As the electrician goes to leave, perplexed as to what he has seen, he mentions he was surprised someone finally bought the house; didn’t they know the previous owners, the Shaeffers, were murdered here? No, of course, they didn’t. I guess, in this state, realtors aren’t required to disclose that kind of thing.
That evening, Matt accidentally uncovers the magic ability of “The Room”.
Casually wishing out loud for another bottle of whiskey, he discovers the superpower of this once-hidden space. The mystical room will give you any material thing you ask for.
The subsequent scenes, while Kate and Matt overindulge in a massive “I want” session, are hilarious and very entertaining. Champagne, sexy costumes, food, famous art, and piles of money all magically appear. They ask for everything they can imagine — in a greedy and childlike way — until finally collapsing, exhausted from their night of debauchery-filled wish fulfillment.
This should have been a great time for Matt and Kate. But deep down inside, there is only one thing they really want and don’t have: a baby. I know this sounds like a hundred other horror flicks, but hear me out.
Since they have all their material needs taken care of now, Matt asks Kate if they can try one more time to have a baby. She won’t hear it. She has already been through two miscarriages, and it’s too much for her to consider. In frustration, Matt drives away to clear his head. And what do you think Kate goes and does? Of course, she asks the room for a baby. What could go wrong?
Matt returns home to Kate and his new baby, Shane, and he is understandably terrified.
He tells Kate to have the room take the baby back. But ultimately, neither of them can say such a thing out loud.

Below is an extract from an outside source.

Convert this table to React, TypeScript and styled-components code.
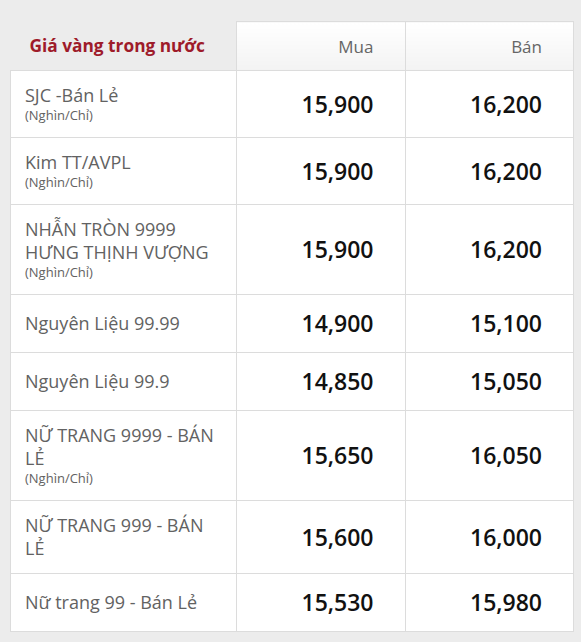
import React from "react";
import styled, { createGlobalStyle } from "styled-components";

const GlobalStyle = createGlobalStyle`
  html, body {
    margin: 0;
    padding: 0;
    background: #ececec;
    font-family: "Open Sans", "Liberation Sans", sans-serif;
  }
`;

const Wrap = styled.div`
  padding: 21px 7px 10px 10px;
`;

const Table = styled.table`
  width: 564px;
  border-collapse: collapse;
  table-layout: fixed;
`;

const TitleCell = styled.th`
  width: 226px;
  padding: 0 0 0 19px;
  text-align: left;
  font-size: 17.3px;
  font-weight: 700;
  color: #9e1b2a;
  line-height: 23px;
  height: 48px;
  box-sizing: border-box;
`;

const HeadCell = styled.th`
  border: 1px solid #dcdcdc;
  border-bottom: none;
  background: linear-gradient(to bottom, #ffffff 0%, #f3f3f3 100%);
  text-align: right;
  padding: 0 31px 0 0;
  font-size: 17px;
  font-weight: 400;
  color: #666;
  height: 48px;
`;

const Row = styled.tr`
  background: #fff;
`;

const NameCell = styled.td`
  border: 1px solid #dcdcdc;
  padding: 13px 14px 13px 14px;
  vertical-align: middle;
  color: #626262;
`;

const Name = styled.div`
  font-size: 18px;
  line-height: 23px;
`;

const Unit = styled.div`
  font-size: 13px;
  line-height: 17px;
`;

const PriceCell = styled.td`
  border: 1px solid #dcdcdc;
  padding: 13px 31px 13px 0;
  text-align: right;
  vertical-align: middle;
  font-size: 23px;
  line-height: 31px;
  font-weight: 600;
  color: #111;
`;

interface priceType {
  name: string;
  unit?: boolean;
  buy: string;
  sell: string;
}

const prices: priceType[] = [
  { name: "SJC -Bán Lẻ", unit: true, buy: "15,900", sell: "16,200" },
  { name: "Kim TT/AVPL", unit: true, buy: "15,900", sell: "16,200" },
  {
    name: "NHẪN TRÒN 9999 HƯNG THỊNH VƯỢNG",
    unit: true,
    buy: "15,900",
    sell: "16,200",
  },
  { name: "Nguyên Liệu 99.99", buy: "14,900", sell: "15,100" },
  { name: "Nguyên Liệu 99.9", buy: "14,850", sell: "15,050" },
  { name: "NỮ TRANG 9999 - BÁN LẺ", unit: true, buy: "15,650", sell: "16,050" },
  { name: "NỮ TRANG 999 - BÁN LẺ", buy: "15,600", sell: "16,000" },
  { name: "Nữ trang 99 - Bán Lẻ", buy: "15,530", sell: "15,980" },
];

export default function App() {
  return (
    <>
      <GlobalStyle />
      <Wrap>
        <Table>
          <thead>
            <tr>
              <TitleCell>Giá vàng trong nước</TitleCell>
              <HeadCell>Mua</HeadCell>
              <HeadCell>Bán</HeadCell>
            </tr>
          </thead>
          <tbody>
            {prices.map((p) => (
              <Row key={p.name}>
                <NameCell>
                  <Name>{p.name}</Name>
                  {p.unit && <Unit>(Nghìn/Chỉ)</Unit>}
                </NameCell>
                <PriceCell>{p.buy}</PriceCell>
                <PriceCell>{p.sell}</PriceCell>
              </Row>
            ))}
          </tbody>
        </Table>
      </Wrap>
    </>
  );
}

In the meantime, Matt learns more information about the murders that took place on their new property. A boy, known only as John Doe, was arrested for the murder of the previous home owners, saying the room drove him to kill the couple. Matt visits the asylum where John Doe (John Flanders) is being kept, to see why he killed the Shaeffers. He plays the harbinger and warns Matt, advising him and his wife leave the house immediately.
I loved this character.
John Flanders did a great job making John Doe sufficiently creepy, while still giving him depth.
On his way home, Matt finds out that anything taken out of the house immediately disintegrates. The money he had in his pocket has turned to dust. The room will give you anything you want, but whatever it gives you can never leave the house.
When he tries to tell Kate the truth about their new bundle of joy, she doesn’t believe him, until she takes the baby outside and he starts aging and burning. Matt ,in a very fatherly gesture, drags them back into the house in time. But now Shane is no longer a baby. He is probably 10 years old, very attached to his mom, and creepy as hell. To stay alive, he must stay in the house forever. But like any normal kid that age, he rebels, wanting to go outside more than anything.
We watch as Matt and Kate deteriorate as a couple.
How do you take care of a child that can’t go outside? Kate does her best to love him, but neither is bonded to him in a normal way; the child isn’t really their flesh and blood. Nothing about this can go well. Could there be another way to save him, and their marriage?
I really enjoyed the story, even if it feels a bit familiar in parts. The Monkey’s Paw, Pet Sematary, Aladdin, and many Twilight Zone episodes, delve into this very subject; “Be careful what you wish for, there is always a catch.”
What made this film work well for me was the fantastic acting from both young Shanes (Joshua Wilson and Francis Chapman), as the grade school age and older teen Shane, and John Flanders as John Doe. Kate and Matt were great, too, but the kids absolutely stole the show.
Starting out as a bit of a slow burn, the last half of the film flew by at an amazing pace.
The twist ending was fantastic! It is one of those OMG moments that I love in horror films. I was so glad I didn’t think of it before it happened.
THE ROOM is an eerie and super dark film that delivers tons of tension, chills, and some creepy supernatural twists. There is enough good stuff to make it a captivating cautionary tale with a unique look at unchecked greed and selfishness, and the unfortunate consequences that often follow.
This claustrophobic film is the most-watched Shudder original film of the year and one of the most-watched original premieres in the history of the service.